I'm still waiting to hear from my host (this being the weekend) about whether "mod_rewrite" is available to me, but, in the meantime, I know that "Redirect" works. So could I do a Redirect, something like:
Redirect /_vti_inf.hmtl [purplemath.com...]
...to get rid of the FrontPage bums?
-----ten minutes later-----
I just tried the above line in my .htaccess file, and FrontPage was still able to download whatever it wanted from Purplemath into one of my other "webs". *sigh*
So tell me more about this script thingy...?
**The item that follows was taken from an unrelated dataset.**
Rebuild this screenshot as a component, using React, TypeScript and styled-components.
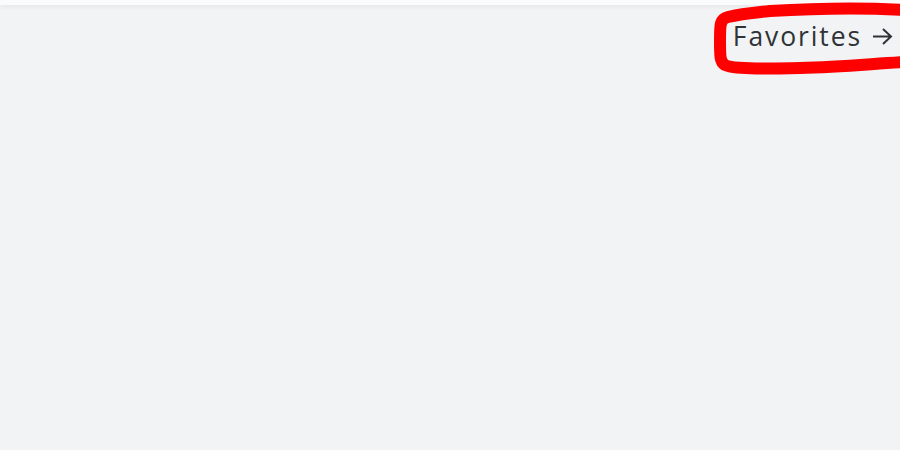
import React from "react";
import styled, { createGlobalStyle } from "styled-components";

const Global = createGlobalStyle`
  html, body { margin: 0; padding: 0; }
  body { background: #f2f3f5; font-family: "Open Sans", "Noto Sans", sans-serif; }
`;

const Page = styled.div`
  width: 900px;
  height: 450px;
  background: #f2f3f5;
  display: flex;
  flex-direction: column;
  overflow: hidden;
`;

const TopStrip = styled.div`
  height: 5px;
  background: #fafbfc;
  box-shadow: 0 2px 4px rgba(0, 0, 0, 0.05);
`;

const Bar = styled.div`
  display: flex;
  justify-content: flex-end;
  padding: 11px 0 0 0;
`;

const LinkWrap = styled.div`
  position: relative;
  margin-right: 7px;
`;

const Link = styled.a`
  display: flex;
  align-items: center;
  gap: 10px;
  font-family: "Open Sans", "Noto Sans", sans-serif;
  font-size: 26.5px;
  line-height: 40px;
  color: #2f3337;
  text-decoration: none;
  letter-spacing: 1.9px;
  white-space: nowrap;
`;

const Scribble = styled.svg`
  position: absolute;
  right: -7px;
  top: -16px;
  width: 200px;
  height: 90px;
  pointer-events: none;
`;

export default function App() {
  return (
    <>
      <Global />
      <Page>
        <TopStrip />
        <Bar>
          <LinkWrap>
            <Link href="#">
              <span>Favorites</span>
              <svg width="21" height="20" viewBox="0 0 21 20">
                <path d="M1 10.5 H19 M11 3 L19 10.5 L11 18" fill="none" stroke="#2f3337" strokeWidth="2" />
              </svg>
            </Link>
            <Scribble viewBox="0 0 200 90">
              <path
                d="M205 10 C170 8 120 8 70 11 C50 13 40 14 28 17 C20 19 20 24 20 40 C20 57 20 62 25 65 C33 69 60 69 100 68 C140 67 170 64 205 62"
                fill="none"
                stroke="#f00"
                strokeWidth="12"
                strokeLinecap="round"
                strokeLinejoin="round"
              />
            </Scribble>
          </LinkWrap>
        </Bar>
      </Page>
    </>
  );
}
First, install Apache::BlockAgents for each VH, and have them all point to the same bad_agent.txt- thus you only have one file to update for all hosts. (Note that all copies of this I have found on the web have perl errors in them- you will have to tweak that code to make it work at all.)
Then, make a copy of BlockAgents, modify the code a bit to handle IP's instead of agents, rename it BlockIP (or something!)and make a master bad_ip.txt file.
Third, get that trap.pl script, and modify that to write to bad_ip.tx rather than .htaccess. I further modified trap to it day/time stamps each entry, so I can clean it out every week.
This method is REALLY fast, and painless once set up (although set-up is a B***H!) It will work across all your VH, and if someone gets to onbe VH, they get locked out of all of them!
dave
won't work always. had this one today, grabbed some hundred pages from my beloved site:
p5084d1b1.dip.t-dialin.net - - [25/Sep/2002:13:34:40 +0200] "GET /_omitted.htm HTTP/1.0" 200 2373 www.mydomain.net "_omitted.htm" "Mozilla/4.5 (compatible; HTTrack 3.0x; Windows 98)" "-"
So, this might be better as far as I can see:
RewriteCond %{HTTP_USER_AGENT} .*httrack.* [NC,OR]
Besides, HTTrack seems to respect robots.txt
So, this might be better as far as I can see:
RewriteCond %{HTTP_USER_AGENT} .*httrack.* [NC,OR]
You are right in mentioning that the matching should be case insensitive (the NC flag). The '.*', however, is not neccessary, since in
RewriteCond %{HTTP_USER_AGENT} httrack [NC,OR] the pattern is not anchored anywhere (startŠend of string). The engine will try to match the pattern anywhere in the string. With '^httrack' the pattern is anchored at the beginning, with httrack$ at the end of the string. When you anchored your pattern at the start and end you would need the '.*' if you wanted to match httrack in a string that is not just 'httrack'. Your pattern would need to look like this: '^.*httrack.*$'. Note that this pattern does not make sense, unless you would want to grab the substring before and after the httrack.
To sum up, here is a chart of the four options mentioned above. NA = not anchored; BA = anchored at beginning; EA = anchored at end; MS = modified suggestion.
1. achttrackac (NA: +; BA: -; EA: -; MS: +;)
2. htTracKacac (NA: +; BA: +; EA: -; MS: +;)
3. aacaHttrack (NA: +; BA: -; EA: +; MS: +;)
Note that '.*' will match the '' string, since the quantifier * greedily (rather more than less) matches 0 or more times.
Andreas
I'm trying to ban one site from getting to me. I want to redirect to a page called /robots.php
So I tried this:
rewriteEngine On
rewriteCond {HTTP_REFERER} ^http://(www\.)?domain.com [NC,OR]
RewriteRule ^.*$ /robots.php [L]
but that seems to block everyone. What am I doing wrong?